People in nearby communities were asked to stay away from the river, just in case. Tuesday night, Gillett and several of her neighbors in Ashford, site of the park's headquarters just outside the park's southwest entrance, took survival supplies and left their homes.

"I grabbed my pack, grabbed a cell phone and a park radio, and went and grabbed an elderly neighbor who I wasn't sure would know what was going on," Gillett said. "We drove up what's basically a logging road and ran into several of my neighbors up there."

The rushing water apparently came from the Van Trump or Kautz glacier on the volcano's south side, officials said.

Officials have been particularly sensitive to potential eruptions of Mount Rainier following a recent computer simulation that showed the region isn't prepared for one. The simulation, done in May with the help of the federal government, showed that as many as 5,000 people could be killed in an eruption.

An electronic sensor on the mountain, designed to warn of impending eruptions or mud flows, was tripped Tuesday night, apparently by the rushing water and debris. It sounded an alarm at the Pierce County dispatch center, said Sheriff Paul Pastor.

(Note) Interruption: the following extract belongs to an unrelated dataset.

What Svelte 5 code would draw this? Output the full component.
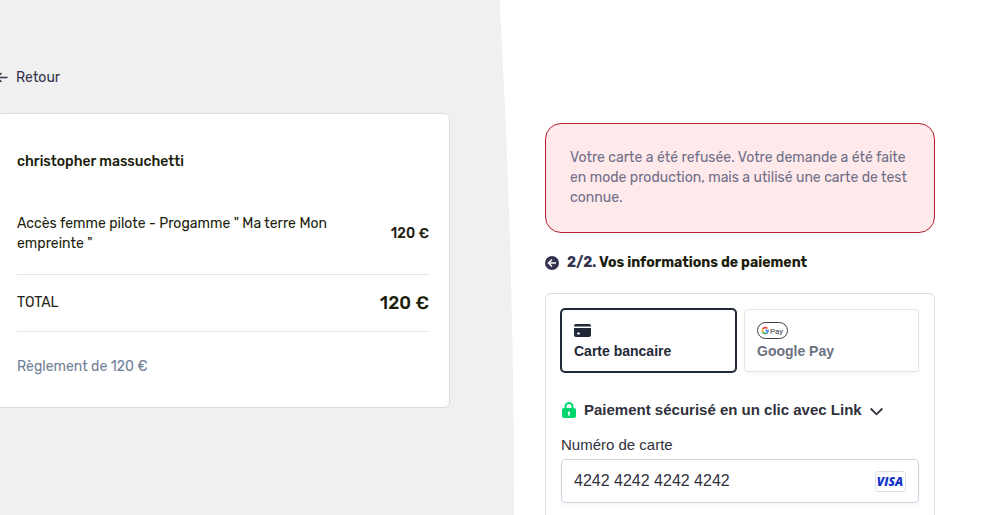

Orting Police Chief Ron Emmons said no siren was sounded in the town, as might have happened if the flow had been into the Carbon or Puyallup rivers. Still, roads above Orting were closed.

"Everything here is fine," Emmons said Tuesday night. "Probably it was a pretty good drill, but we don't like those kinds of things, at night especially."

Common Event On The Big Mountain

Glacial outbursts are among the most common types of events a volcano like Mount Rainier can produce, said Bill Steele of the University of Washington seismology center in Seattle.

"It's a hot summer, a dry year," Steele said. "The water builds up, gets trapped under the glacier and then can burst forth suddenly, causing a flood down the channel which can be quite dangerous if you're near the river."

The rising water level was noticed at about 10 p.m.

Pastor noted the water surge occurred in "a very isolated part of the county -- a wilderness area."

Pierce County activated its emergency operations center and called out its search and rescue personnel and swift water rescue teams, sheriff's spokesman Ed Troyer said.

http://www.komotv.com/news/story.asp?ID=13329



-- Martin Thompson (mthom1927@aol.com), August 15, 2001

Answers

Headline: At Mt. Rainier, an Alarm Is False, but the Reminder Is Real

Source: New York Times, 16 August 2001

URL: http://www.nytimes.com/2001/08/16/national/16RAIN.html

SEATTLE, Aug. 15 — Reporting for work at Pierce County's Emergency Management Center around 10 p.m. on Tuesday, Jody Woodcock feared the worst.

An hour earlier, national park rangers hiking on Mount Rainier had called a dispatcher and 911, reporting loud rushing water and "rumbling sounds" on the mountain's south face. Campers farther down the mountain heard "rocks rumbling around and hitting bridges."

Mount Rainier, 14,410 feet, is just south of Seattle and Tacoma and is an active volcano.

"When it's dark like that and they hear rushing water and trees, the first thing they think is that it is a lahar," or mud avalanche, said Ms. Woodcock, a spokeswoman for the county's emergency management team.

A lahar, she explained, is a warning sign for a possible eruption, caused when heat from a volcano melts glaciers and sends floods of debris down mountainsides, as occurred during the eruption of Mount St. Helens in 1980.

After the reports on Tuesday, the center's Tacoma offices, 40 miles northwest of Mount Rainier, swelled to about 30 workers. But by 1 a.m. it was clear that the clamor was only over a debris flow, a much more common but still impressive act of nature that occurs when glacial "melt water" saturates debris basins until parts of earth break loose and career down the mountain carrying dirt and boulders.

While the explanation reassured emergency workers, it did not contain occasional hysteria in the region.

Ms. Woodcock said false television news reports had the county's lahar detection system sounding alarms in nearby Puyallup Valley. That frightened some residents, but others called county officials to say everything was quiet in the valley.

Recent warm weather and a small snowpack are thought to have exacerbated Tuesday's flow. Researchers from the United States Geological Survey flying over the mountain yesterday said the flow carved a 100- foot-deep gully in places.

Officials of Mount Rainier National Park expect the flow to continue in fits for at least several days. One trail is closed, but no injuries have been reported and all park roads are open.

Federal surveyors, working with the Cascade Volcano Observatory, believe the flow originated from the Kautz glacier. The flow of debris was limited to wilderness areas including the Van Trump Creek drainage and Nisqually River, which usually manage runoff from the Van Trump glacier.

[Martin, I hope your son is back home and OK. They can perhaps look at this as a "field exercise," a test of their evacuation plans... and if they didn't have adequate plans before, now's the time to make them.]